**DIRECTIONS**
Every line of the data that contains the string "with" must be copied.

**INPUT ROWS**
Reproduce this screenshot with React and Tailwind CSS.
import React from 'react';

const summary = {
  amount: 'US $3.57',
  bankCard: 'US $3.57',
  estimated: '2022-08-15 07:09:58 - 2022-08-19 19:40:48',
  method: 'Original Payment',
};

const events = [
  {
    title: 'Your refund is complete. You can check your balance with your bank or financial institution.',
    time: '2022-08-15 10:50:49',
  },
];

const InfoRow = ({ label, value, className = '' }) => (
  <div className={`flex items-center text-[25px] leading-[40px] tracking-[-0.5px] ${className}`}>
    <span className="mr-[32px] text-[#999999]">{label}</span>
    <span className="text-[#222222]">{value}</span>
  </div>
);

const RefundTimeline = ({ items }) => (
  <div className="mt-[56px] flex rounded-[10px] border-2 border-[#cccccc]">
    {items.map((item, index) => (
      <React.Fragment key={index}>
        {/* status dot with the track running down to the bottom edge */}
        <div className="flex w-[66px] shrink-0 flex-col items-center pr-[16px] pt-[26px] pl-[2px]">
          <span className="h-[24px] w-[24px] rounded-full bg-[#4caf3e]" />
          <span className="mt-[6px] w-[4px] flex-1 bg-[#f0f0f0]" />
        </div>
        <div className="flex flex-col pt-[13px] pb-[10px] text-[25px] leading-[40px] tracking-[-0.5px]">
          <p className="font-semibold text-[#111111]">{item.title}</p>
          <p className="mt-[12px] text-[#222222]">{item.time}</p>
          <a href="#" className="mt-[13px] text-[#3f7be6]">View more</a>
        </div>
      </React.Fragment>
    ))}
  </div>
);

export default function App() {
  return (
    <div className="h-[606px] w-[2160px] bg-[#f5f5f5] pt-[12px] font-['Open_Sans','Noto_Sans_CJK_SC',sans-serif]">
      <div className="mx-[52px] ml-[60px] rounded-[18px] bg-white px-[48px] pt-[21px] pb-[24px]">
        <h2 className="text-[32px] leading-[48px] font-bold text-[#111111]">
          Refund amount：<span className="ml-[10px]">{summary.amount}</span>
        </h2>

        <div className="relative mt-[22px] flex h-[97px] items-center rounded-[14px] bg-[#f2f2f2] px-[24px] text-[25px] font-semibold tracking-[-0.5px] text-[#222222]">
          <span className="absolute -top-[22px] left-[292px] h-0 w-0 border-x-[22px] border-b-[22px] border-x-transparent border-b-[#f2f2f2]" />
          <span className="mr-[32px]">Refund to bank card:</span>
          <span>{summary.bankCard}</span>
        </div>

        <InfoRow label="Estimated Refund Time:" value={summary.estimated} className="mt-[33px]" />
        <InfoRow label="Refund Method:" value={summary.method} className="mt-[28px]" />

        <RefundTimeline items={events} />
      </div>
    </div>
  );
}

---

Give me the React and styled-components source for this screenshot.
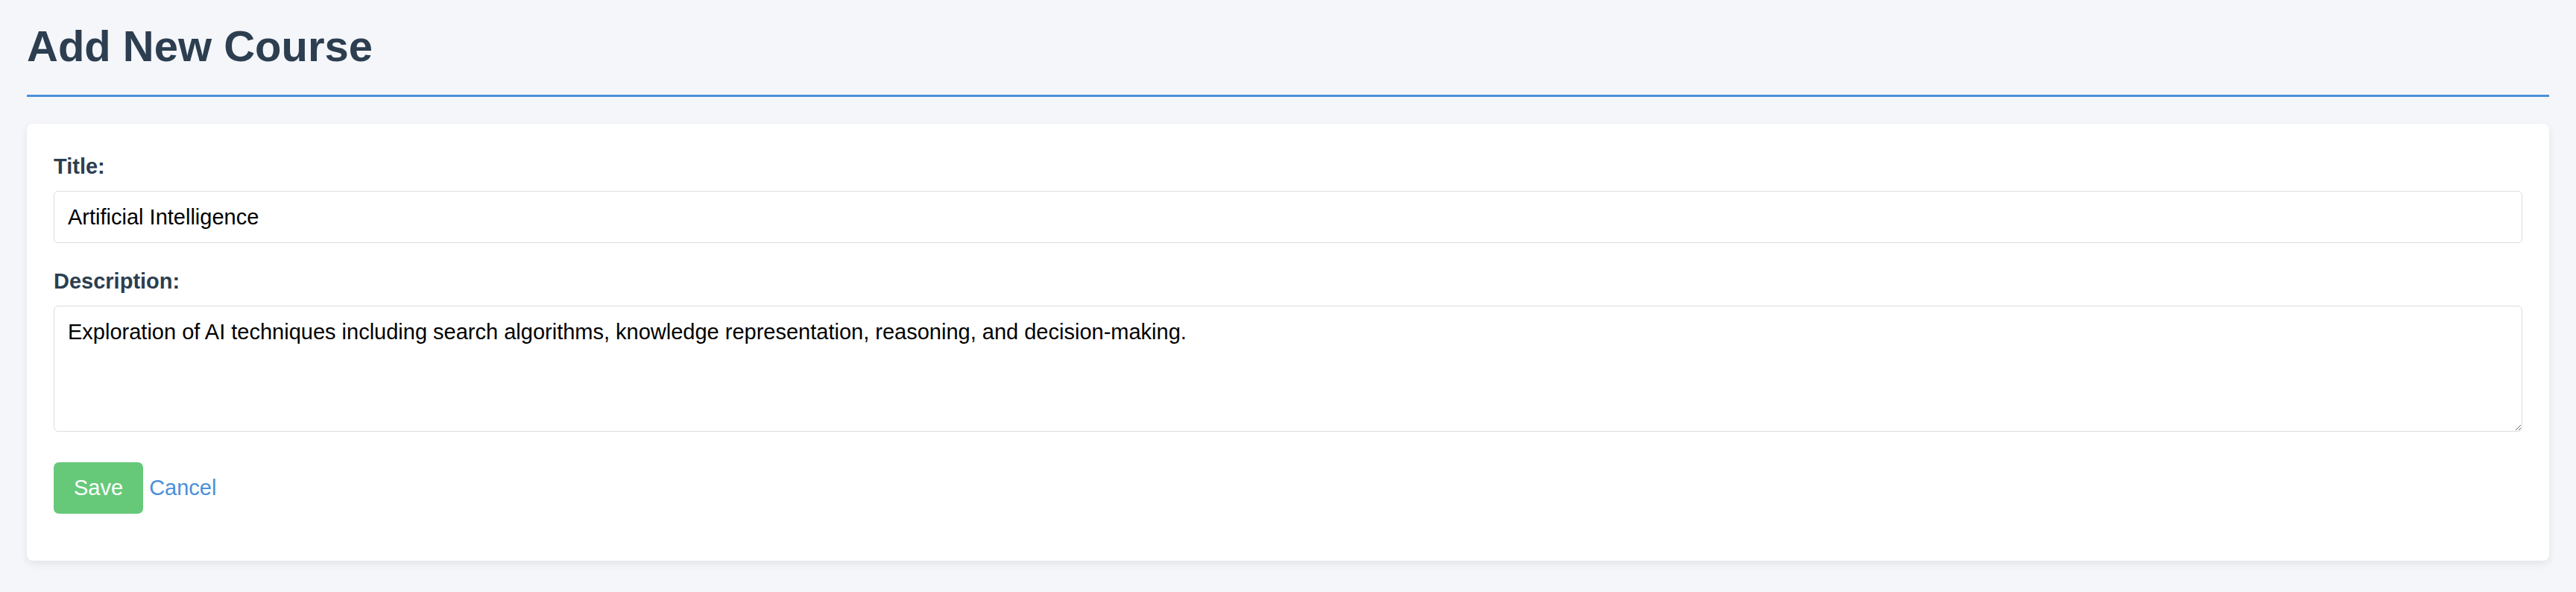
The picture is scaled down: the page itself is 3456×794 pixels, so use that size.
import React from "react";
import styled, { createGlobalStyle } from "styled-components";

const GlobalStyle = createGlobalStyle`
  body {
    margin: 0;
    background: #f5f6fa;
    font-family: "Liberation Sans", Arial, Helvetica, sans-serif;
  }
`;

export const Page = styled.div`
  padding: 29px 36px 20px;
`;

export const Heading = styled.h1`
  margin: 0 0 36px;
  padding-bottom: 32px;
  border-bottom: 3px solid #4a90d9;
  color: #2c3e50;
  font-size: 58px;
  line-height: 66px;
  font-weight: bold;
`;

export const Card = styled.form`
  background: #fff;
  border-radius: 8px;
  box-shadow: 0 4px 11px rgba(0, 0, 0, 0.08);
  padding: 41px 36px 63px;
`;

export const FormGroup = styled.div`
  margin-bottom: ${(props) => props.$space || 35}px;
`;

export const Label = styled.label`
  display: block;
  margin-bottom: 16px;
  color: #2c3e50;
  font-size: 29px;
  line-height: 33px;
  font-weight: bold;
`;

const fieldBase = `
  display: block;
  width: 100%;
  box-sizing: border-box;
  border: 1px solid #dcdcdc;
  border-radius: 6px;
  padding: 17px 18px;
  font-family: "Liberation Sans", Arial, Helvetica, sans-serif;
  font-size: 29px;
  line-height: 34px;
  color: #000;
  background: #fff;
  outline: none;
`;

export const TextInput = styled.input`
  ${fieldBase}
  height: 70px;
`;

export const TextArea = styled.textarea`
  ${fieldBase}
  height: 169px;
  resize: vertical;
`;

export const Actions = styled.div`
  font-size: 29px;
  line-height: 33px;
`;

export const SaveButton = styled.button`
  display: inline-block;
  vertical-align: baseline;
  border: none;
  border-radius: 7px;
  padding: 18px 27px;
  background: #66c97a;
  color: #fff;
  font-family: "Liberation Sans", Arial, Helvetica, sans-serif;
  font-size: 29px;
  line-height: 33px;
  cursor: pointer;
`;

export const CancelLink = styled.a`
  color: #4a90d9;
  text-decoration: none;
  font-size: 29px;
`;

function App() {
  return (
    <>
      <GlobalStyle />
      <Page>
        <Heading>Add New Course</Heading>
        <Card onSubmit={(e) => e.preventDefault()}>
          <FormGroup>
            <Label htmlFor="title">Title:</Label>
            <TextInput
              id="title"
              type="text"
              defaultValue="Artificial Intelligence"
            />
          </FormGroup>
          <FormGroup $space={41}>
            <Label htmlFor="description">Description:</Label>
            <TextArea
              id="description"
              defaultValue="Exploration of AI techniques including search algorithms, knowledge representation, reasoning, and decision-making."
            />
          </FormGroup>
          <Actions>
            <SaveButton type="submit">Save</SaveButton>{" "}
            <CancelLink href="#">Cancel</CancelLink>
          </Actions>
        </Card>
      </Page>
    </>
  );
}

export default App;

--

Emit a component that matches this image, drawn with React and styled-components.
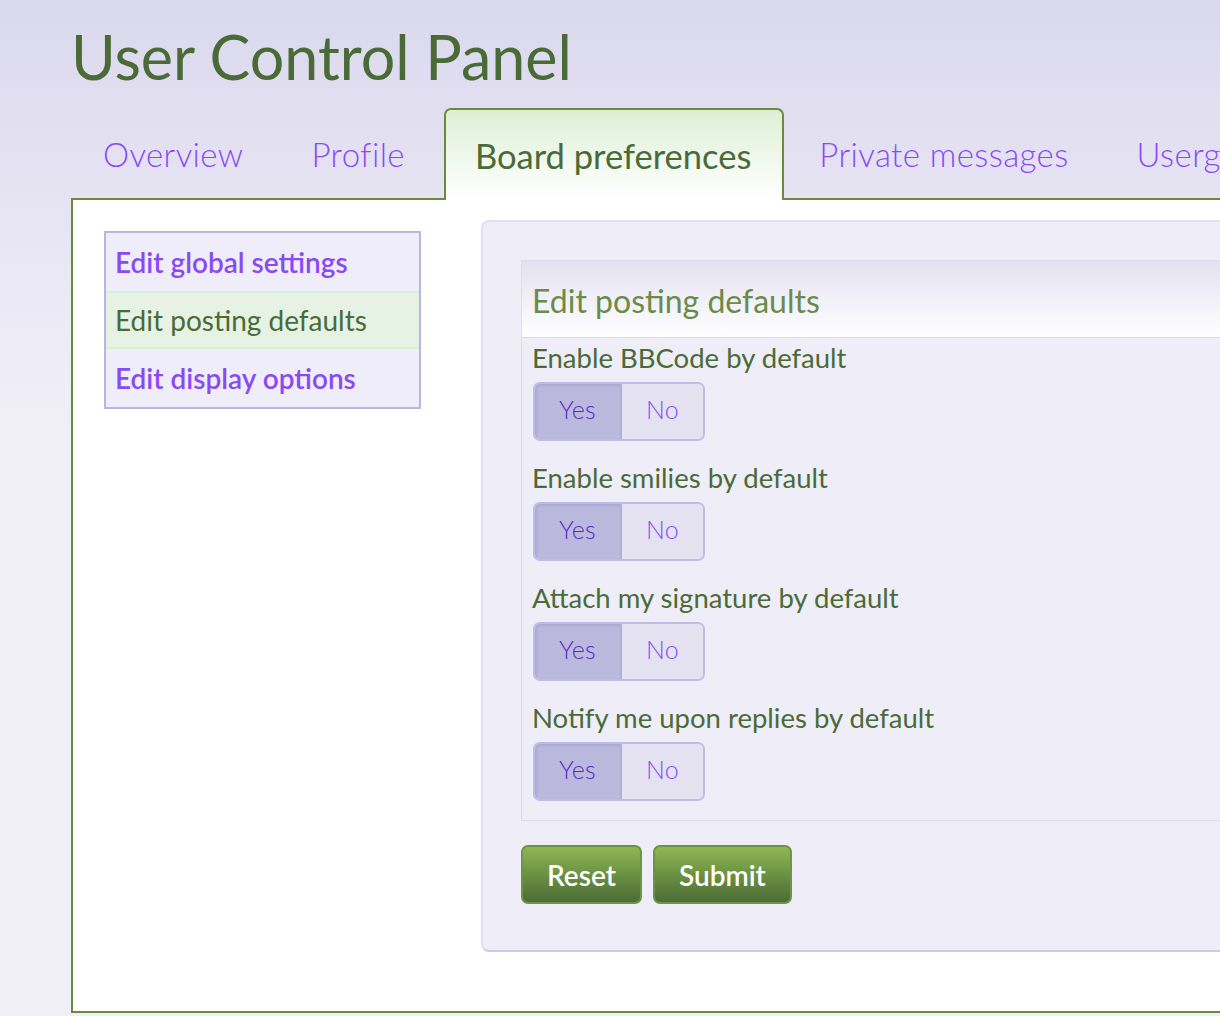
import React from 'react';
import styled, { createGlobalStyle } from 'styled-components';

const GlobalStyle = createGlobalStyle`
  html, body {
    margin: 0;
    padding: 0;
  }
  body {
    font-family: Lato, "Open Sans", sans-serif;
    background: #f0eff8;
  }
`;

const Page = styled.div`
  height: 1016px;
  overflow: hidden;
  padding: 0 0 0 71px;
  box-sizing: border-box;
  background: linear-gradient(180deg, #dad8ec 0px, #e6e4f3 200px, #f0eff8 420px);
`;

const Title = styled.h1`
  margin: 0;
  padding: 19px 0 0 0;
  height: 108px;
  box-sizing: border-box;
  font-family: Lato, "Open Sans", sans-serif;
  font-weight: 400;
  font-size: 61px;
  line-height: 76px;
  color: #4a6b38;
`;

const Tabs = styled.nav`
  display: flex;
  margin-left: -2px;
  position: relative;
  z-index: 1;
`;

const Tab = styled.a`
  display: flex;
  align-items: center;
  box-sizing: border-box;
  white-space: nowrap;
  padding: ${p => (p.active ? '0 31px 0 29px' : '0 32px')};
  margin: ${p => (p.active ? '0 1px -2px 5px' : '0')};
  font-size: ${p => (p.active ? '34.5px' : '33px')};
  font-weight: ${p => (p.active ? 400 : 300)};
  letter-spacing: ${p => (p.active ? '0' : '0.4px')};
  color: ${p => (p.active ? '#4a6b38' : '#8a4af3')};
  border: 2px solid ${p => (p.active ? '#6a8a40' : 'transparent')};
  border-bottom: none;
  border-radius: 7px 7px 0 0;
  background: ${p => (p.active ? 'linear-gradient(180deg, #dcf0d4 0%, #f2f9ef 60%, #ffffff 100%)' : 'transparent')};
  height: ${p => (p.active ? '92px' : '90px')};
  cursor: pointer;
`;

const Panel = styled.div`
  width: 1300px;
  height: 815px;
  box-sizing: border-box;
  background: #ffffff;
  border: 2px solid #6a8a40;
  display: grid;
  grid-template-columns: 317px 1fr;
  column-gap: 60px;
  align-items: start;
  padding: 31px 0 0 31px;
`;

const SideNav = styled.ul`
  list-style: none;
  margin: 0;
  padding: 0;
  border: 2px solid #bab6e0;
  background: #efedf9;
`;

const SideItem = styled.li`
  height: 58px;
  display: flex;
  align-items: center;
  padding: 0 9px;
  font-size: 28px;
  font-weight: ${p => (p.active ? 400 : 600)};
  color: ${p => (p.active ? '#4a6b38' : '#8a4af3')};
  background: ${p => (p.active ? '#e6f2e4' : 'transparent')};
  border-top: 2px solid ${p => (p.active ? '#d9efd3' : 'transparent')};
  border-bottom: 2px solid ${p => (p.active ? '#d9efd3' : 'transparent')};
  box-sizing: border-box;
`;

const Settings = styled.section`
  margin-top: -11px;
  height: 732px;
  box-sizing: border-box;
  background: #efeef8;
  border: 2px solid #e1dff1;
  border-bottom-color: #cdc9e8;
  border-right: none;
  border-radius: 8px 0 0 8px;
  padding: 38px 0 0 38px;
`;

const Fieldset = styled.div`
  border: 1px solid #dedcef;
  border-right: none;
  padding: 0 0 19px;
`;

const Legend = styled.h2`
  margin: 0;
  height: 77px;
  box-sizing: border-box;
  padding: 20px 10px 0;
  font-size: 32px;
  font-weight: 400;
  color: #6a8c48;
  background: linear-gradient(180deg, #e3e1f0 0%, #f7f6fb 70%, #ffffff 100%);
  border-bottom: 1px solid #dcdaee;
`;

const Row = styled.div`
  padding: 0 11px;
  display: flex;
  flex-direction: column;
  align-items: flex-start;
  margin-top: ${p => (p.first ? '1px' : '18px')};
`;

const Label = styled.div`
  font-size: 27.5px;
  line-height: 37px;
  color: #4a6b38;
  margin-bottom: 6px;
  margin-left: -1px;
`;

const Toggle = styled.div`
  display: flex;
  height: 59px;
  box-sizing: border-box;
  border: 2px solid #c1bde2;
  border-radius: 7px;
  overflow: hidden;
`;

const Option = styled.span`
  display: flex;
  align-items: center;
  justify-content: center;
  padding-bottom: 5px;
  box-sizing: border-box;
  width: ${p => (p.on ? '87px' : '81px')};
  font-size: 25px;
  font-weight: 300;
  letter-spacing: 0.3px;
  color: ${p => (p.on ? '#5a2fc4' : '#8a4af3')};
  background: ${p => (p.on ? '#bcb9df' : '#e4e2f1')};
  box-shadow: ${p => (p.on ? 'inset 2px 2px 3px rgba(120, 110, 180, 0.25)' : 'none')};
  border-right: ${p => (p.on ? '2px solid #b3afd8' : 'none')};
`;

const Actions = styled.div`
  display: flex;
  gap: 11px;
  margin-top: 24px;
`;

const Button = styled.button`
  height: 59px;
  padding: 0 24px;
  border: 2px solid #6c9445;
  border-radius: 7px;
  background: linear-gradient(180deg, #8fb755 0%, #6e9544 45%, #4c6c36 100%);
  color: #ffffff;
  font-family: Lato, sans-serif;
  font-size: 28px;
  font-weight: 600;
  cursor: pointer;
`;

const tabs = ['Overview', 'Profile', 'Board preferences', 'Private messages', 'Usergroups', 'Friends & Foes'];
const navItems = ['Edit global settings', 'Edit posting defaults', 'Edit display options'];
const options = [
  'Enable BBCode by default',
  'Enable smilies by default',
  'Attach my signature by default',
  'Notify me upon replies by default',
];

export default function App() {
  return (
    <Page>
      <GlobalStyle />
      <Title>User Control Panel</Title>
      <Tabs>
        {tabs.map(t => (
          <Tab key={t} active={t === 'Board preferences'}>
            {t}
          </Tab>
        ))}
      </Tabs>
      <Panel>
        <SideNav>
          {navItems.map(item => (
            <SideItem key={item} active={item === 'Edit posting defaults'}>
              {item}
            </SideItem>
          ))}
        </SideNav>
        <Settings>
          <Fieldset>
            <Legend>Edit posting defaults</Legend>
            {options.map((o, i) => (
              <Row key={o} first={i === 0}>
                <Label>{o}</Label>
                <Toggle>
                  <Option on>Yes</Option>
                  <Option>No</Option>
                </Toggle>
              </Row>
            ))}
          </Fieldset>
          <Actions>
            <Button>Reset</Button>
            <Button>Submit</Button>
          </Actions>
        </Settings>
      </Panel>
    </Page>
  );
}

**ANSWER TO THIS EXERCISE**
Reproduce this screenshot with React and Tailwind CSS.
    title: 'Your refund is complete. You can check your balance with your bank or financial institution.',
        {/* status dot with the track running down to the bottom edge */}
Emit a component that matches this image, drawn with React and styled-components.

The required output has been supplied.